The agency also calls out software supply chain exposure tied to third-party software, AI models, and dependencies. It recommends measures such as SBOM use, provenance validation, and assessments. Those controls will not stop every attack, and SBOMs alone are not security. But they help answer a basic question under pressure: are we affected, and where?
In a compressed exploitation timeline, that answer is valuable.
What defenders should take from it#
The blueprint repeats several familiar security principles: assume breach, Zero Trust, defense in depth, secure by design, protection of sensitive data, operational continuity, red teaming, vulnerability assessments, penetration testing, independent audits, and formal AI governance.
The list is broad. The useful part is the ordering implied by the threat model. CERT-In says controls should prioritize internet-facing systems, critical business applications, identities, cloud environments, APIs, sensitive data, AI-enabled systems, and operational infrastructure.
That priority is sensible. Attackers usually do not need the most elegant path. They need the reachable path. Externally exposed services, weak identities, unmanaged APIs, and misconfigured cloud assets remain high-yield targets, especially when automation reduces search cost.
A practical response starts with a few checks:
- Can the organization produce a current list of internet-facing assets?

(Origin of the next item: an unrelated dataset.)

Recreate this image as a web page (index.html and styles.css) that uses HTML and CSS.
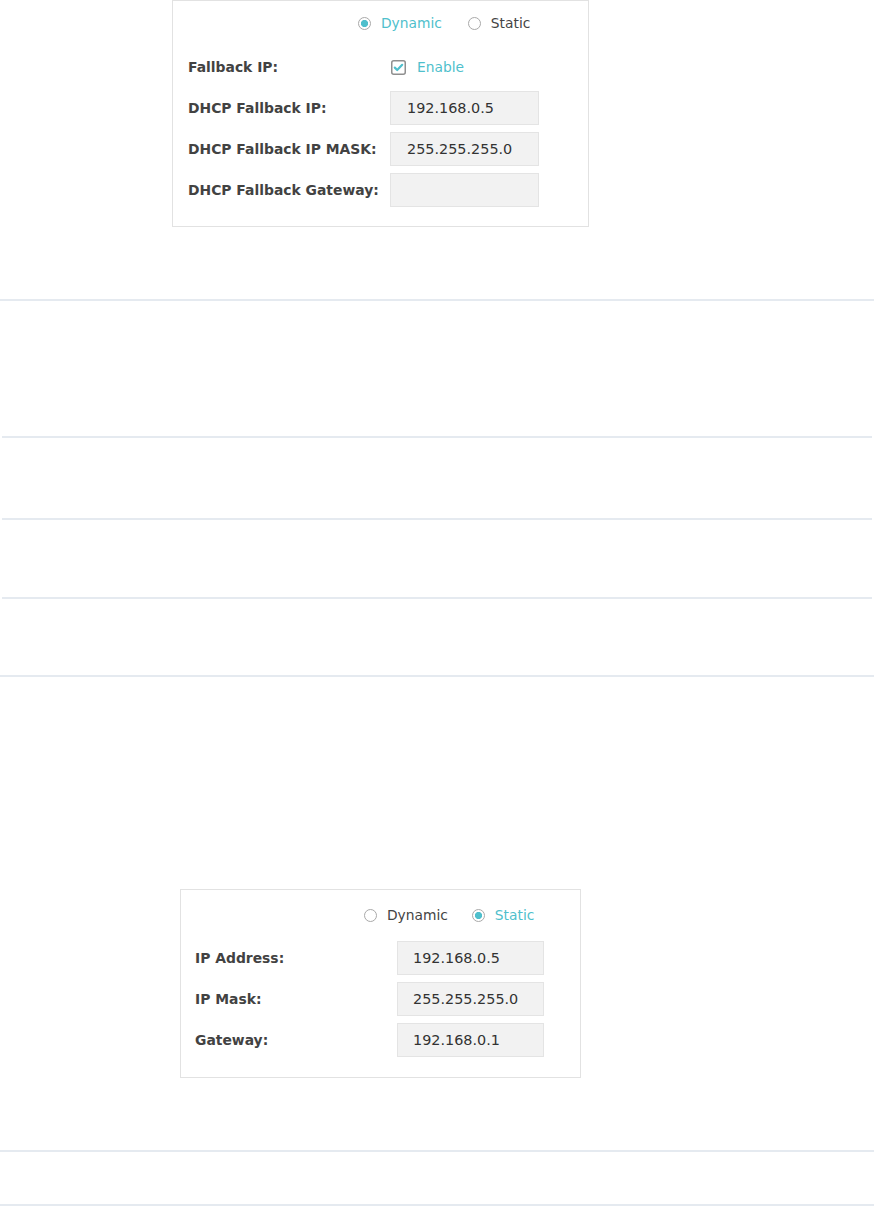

- Are known exploited vulnerabilities mapped against that list daily, not monthly?
- Are critical systems labeled clearly enough to drive faster action?
- Is there an approved emergency change process for exploited exposure?
- Are mitigations documented when patches cannot be applied immediately?
- Are AI systems and AI integrations included in asset, identity, logging, and data-flow reviews?
If the answer is no, the 12-hour recommendation is still useful. It exposes the gap.
What not to overclaim#
The guidance does not prove that every attacker is now using frontier AI models successfully against every target. It also does not mean patching alone is enough. CERT-In’s own document points to identities, APIs, cloud environments, supply chains, operational technology, and AI workflows as part of the same risk picture.
The strongest claim supported by the source is narrower and more actionable: defenders should expect exploitation timelines to shrink, especially for exposed and known vulnerable systems, and should tune patching and mitigation processes around that assumption.
That is enough to change policy. A vulnerability on an internal low-value system can still move through risk-based handling. A known exploited flaw on a public critical system cannot wait for the next comfortable maintenance window unless the organization has a defensible mitigation in place.
The pressure is not theoretical. It is operational. The public edge has to be known, watched, and fixable fast.